A Carafe of Whup-ass
One of the defining characteristics of our age is the way the off-the-charts-loony so swiftly becomes acceptable. Imagine how we might have reacted five years ago to the idea that the Supreme Court might settle a disputed presidential election by ignoring law and precedent to install the candidate more to the liking of the majority. Or that half-a-dozen of the amendments in the Bill of Rights might be altered by the Justice Department with the happy compliance of 99 senators and millions of Americans. We would have considered it all absurd, and the circumstances by which it could happen would have seemed the stuff of fiction.
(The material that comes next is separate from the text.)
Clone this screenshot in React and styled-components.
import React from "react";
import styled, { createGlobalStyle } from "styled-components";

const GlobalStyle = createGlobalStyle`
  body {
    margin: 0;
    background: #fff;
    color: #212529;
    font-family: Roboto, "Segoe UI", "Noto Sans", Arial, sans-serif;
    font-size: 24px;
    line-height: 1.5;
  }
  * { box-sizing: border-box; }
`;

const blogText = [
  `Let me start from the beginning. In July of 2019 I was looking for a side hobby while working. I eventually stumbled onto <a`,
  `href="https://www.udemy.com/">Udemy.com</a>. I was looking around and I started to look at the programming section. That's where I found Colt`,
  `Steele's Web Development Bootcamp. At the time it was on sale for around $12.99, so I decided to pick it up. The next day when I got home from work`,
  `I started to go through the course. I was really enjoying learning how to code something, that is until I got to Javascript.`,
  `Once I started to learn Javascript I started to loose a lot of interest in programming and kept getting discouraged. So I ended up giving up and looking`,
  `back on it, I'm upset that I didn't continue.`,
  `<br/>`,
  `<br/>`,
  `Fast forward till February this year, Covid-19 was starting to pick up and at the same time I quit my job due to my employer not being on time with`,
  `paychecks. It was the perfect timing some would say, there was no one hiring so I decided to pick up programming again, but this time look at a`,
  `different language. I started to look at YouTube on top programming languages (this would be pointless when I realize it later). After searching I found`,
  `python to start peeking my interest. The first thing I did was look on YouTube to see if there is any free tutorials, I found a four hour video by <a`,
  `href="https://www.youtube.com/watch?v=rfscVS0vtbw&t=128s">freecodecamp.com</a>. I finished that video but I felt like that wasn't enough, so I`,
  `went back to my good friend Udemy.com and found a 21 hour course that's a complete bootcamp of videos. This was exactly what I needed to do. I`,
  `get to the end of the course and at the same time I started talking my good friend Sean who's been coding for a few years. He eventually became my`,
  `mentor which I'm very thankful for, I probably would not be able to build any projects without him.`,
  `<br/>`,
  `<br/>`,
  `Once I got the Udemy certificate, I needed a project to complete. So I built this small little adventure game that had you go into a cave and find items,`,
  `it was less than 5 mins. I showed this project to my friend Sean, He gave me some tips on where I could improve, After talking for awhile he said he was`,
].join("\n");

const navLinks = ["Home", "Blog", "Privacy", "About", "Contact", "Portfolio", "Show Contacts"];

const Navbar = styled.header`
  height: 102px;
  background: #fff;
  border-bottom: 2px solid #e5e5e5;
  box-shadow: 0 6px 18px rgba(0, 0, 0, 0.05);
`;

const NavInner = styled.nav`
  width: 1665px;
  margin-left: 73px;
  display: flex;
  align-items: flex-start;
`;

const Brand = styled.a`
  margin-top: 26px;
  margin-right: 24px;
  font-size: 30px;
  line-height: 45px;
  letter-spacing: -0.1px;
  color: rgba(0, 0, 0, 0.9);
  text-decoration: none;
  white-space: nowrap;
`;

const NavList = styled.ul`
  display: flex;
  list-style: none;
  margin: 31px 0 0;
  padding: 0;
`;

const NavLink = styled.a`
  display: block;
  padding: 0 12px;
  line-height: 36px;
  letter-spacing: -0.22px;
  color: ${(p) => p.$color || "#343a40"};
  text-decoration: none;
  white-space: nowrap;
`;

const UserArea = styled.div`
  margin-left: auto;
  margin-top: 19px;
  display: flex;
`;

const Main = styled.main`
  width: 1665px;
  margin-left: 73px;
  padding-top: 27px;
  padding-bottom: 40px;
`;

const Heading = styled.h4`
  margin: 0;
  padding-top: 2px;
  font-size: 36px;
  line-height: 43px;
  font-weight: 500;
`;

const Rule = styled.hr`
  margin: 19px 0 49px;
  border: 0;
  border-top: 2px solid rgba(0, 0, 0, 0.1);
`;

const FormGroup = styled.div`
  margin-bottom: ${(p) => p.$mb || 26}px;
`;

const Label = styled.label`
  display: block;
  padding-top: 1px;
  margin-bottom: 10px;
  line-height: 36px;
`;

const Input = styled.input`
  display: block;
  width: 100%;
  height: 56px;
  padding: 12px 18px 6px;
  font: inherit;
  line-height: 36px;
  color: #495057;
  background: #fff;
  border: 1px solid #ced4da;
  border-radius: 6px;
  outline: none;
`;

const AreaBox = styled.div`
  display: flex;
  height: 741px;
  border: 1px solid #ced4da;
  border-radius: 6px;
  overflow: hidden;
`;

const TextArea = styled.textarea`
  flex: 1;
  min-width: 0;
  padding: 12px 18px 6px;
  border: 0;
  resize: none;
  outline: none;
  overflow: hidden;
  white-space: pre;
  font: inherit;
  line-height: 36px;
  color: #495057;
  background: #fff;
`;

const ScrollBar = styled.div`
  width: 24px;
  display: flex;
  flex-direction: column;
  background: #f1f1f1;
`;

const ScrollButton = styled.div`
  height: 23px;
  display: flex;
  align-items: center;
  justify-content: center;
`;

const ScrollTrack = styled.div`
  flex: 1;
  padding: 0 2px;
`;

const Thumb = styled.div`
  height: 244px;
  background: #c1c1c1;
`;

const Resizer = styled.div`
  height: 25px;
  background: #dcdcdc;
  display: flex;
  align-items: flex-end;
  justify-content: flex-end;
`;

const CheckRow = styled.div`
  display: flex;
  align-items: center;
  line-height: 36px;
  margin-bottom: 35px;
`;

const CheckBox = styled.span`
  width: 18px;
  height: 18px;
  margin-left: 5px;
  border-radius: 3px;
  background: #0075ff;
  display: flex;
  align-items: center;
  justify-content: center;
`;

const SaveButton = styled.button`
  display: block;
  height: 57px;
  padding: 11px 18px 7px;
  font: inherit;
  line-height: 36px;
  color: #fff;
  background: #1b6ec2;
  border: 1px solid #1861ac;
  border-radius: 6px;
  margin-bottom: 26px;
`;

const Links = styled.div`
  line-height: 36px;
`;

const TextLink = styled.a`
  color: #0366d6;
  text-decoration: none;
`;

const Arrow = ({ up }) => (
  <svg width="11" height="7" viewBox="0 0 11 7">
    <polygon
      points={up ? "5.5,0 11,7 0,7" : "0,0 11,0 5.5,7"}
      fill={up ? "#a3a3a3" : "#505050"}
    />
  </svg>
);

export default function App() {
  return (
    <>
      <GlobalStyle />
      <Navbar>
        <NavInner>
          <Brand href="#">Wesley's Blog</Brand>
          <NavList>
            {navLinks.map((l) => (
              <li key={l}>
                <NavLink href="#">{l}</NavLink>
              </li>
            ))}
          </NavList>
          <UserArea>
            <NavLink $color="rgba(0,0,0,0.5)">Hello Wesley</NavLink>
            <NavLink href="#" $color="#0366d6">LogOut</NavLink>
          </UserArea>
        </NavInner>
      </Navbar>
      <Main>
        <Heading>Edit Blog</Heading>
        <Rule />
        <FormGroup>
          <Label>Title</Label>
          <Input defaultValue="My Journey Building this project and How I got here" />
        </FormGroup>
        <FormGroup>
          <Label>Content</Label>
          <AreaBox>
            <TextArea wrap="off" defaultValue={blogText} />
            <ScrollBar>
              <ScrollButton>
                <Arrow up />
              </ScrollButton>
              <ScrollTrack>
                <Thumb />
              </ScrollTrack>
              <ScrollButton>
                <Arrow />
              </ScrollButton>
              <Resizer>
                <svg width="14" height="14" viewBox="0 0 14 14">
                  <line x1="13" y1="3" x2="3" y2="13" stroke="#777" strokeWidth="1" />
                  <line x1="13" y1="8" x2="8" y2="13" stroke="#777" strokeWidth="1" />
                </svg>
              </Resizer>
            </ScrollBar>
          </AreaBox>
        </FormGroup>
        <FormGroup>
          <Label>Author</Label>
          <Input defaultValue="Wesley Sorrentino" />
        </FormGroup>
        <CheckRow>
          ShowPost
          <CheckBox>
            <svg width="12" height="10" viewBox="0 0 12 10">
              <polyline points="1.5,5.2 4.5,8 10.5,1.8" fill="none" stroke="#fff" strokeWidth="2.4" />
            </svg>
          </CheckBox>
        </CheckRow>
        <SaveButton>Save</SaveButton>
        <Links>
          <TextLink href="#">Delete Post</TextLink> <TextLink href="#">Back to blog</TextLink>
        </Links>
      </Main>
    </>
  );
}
So it is with internment. Before 9/11, internment was considered a great American shame—how we locked up Japanese-Americans in the West after Pearl Harbor on suspicion of nothing, entirely out of fear. Immediately after 9/11, the only people talking about internment were spittle-dripping wingnuts. But this summer, internment has morphed from unmentionable to thinkable—and given the way the impossible has become real in recent years, there’s no way to rule out its becoming policy eventually. Michelle Malkin, a genuinely unpleasant B-list pundit, made her bid for the A-list with In Defense of Internment, a book arguing that FDR was right and that internment may be necessary again with the country in such grave danger. Over the weekend, columnist John Leo picked up her thesis. Leo’s in a distinctly bigger league than Malkin—his work appears in the Wall Street Journal and is widely syndicated elsewhere. And for him to take internment seriously represents, according to blogger Eric Muller, another instance of the incremental creeping of an off-the-wall idea toward acceptability.

So much nightmare fuel and so few nights to actually sleep.

Recommended Reading: Blogger Iowahawk has some slogan ideas for John Kerry. My favorites:
Projecting American Strength Through Infinitely Complex Nuance

Fear Not America, I Have Deigned to Lead You

The Next Time America is Attacked, I Promise To Open Up a Carafe of Whupass

I Have Five More Words For George Bush--Call Off Your On-Bringers
Iowahawk is conservative, but he's a rare bird (insert rimshot here)--he's legitimately funny, and not in the usual pulling-wings-off-flies-is-funny conservative way.